I’ve spent a lot of time in Berlin over the past year, and every time I walk past the giant KaDeWe department store on the Ku’damm, I think of Nico. It’s where in 1953 she hung around one of the entrances, a beautiful blonde 15-year-old hoping to be spotted by someone from the fashion department. She got lucky, and from there her career took her to Paris, Rome, London (making a single for Andrew Loog Oldham’s new Immediate label in 1965), and New York, where she joined Andy Warhol’s troupe of “superstars”.
She returned to London in March 1970, her hair now the dark red favoured by her former lover, Jim Morrison. I arranged to meet her for an interview one Monday afternoon at her hotel, the Princess Lodge, off Kensington High Street. We went to a pub on Church Street, opposite Biba. She talked about going off to Ibiza, perhaps permanently (she would die there 18 years later). At some point during our conversation, a middle-aged man in a tweed suit came and sat down quite close to us. She didn’t seem to have met him before but soon she was saying goodbye and the two of them were leaving the pub together and disappearing down the street. I never quite worked that one out.
She was, of course, a marvellous enigma. Or not so marvellous, if you didn’t like the noise she made when she fired up her portable Indian harmonium and emitted that stentorian contralto, a voice like a church organ pipe. I loved it.
She made two appearances at the Roundhouse that month, and then vanished. A year later she was back, and a lot more people wanted to interview her. We were on the brink of the belated embrace of the Velvet Underground and all their works. So on February 2, 1971 she was in a BBC studio to record a session for John Peel.

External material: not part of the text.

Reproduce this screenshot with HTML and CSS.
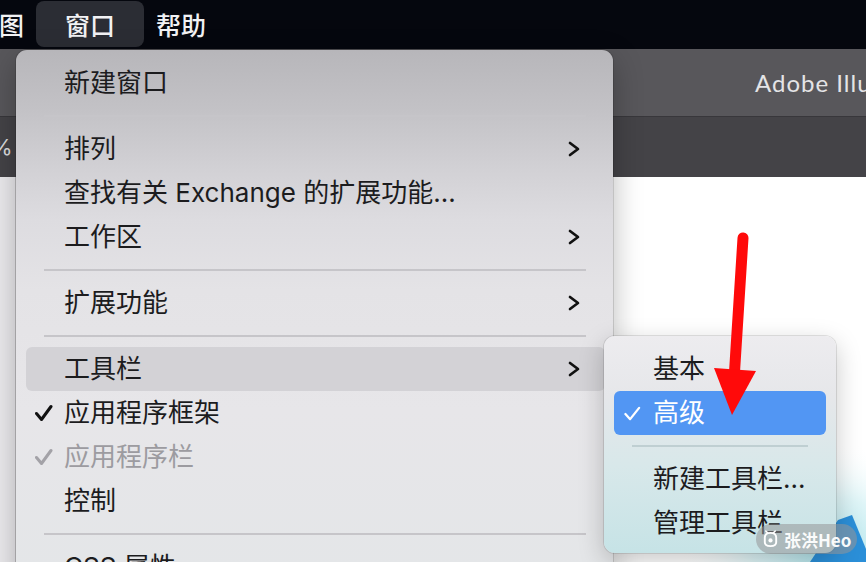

This month the four songs she taped that day are released on a 12-inch 45rpm EP by Gearbox Records, the vinyl-only label based in King’s Cross, under the title Nico 1971: The BBC Session. The songs are “No One Is There” and “Frozen Warnings” (from The Marble Index), “Janitor of Lunacy” (from Desertshore) and “Secret Side”, which would be recorded three years later for The End, her Island album.
What these recordings allow us to appreciate is the strength of her performance. Her voice was always consistent in its accuracy and confidence; what also strikes one here is the strength of her playing of the small pump-organ. She was a very late starter in music: her soul-mate Morrison taught her how to write a lyric, and she bought the harmonium from a hippie in San Francisco in 1967.
According to her biographer Richard Witts (Nico: The Life and Lies of an Icon, Virgin Books, 1993), Ornette Coleman told her that the normal way to approach a keyboard was to play the chords with the left hand in the lower register and the melody higher up with the right hand. He suggested that she might try reversing the process — which she did, with striking results.
Witts also reports Viva, another Warhol superstar, remembering that Nico practised the instrument incessantly: “She had this fucking harmonium… she would practise it for hours, simple things, chords — really annoying stuff — for hours on end. She was very serious about it, dreadfully serious, like a Nazi organist. She’d pull the curtains across and light candles around her and do this funereal singing all day long. It was like I was living in a funeral parlour.”
Whatever torture her housemates endured, it turned out to be a perfect combination, enabling Nico to perform in more or less any environment, with or without accompanying musicians, for the rest of her career. John Cale did a wonderful job of adding startlingly original arrangements to The Marble Index, Desertshore and The End, but it’s interesting to be reminded by these four tracks — broadcast on Peel’s Top Gear on Saturday, February 20, 1971 — of how she could manage perfectly well without that armature.
* The signature is from a letter Nico wrote me in 1974, shortly before the release of The End, asking — too late, alas — for certain minor modifications to the artwork, including a request to make the title look more like that on the sleeve of the Doors’ albums.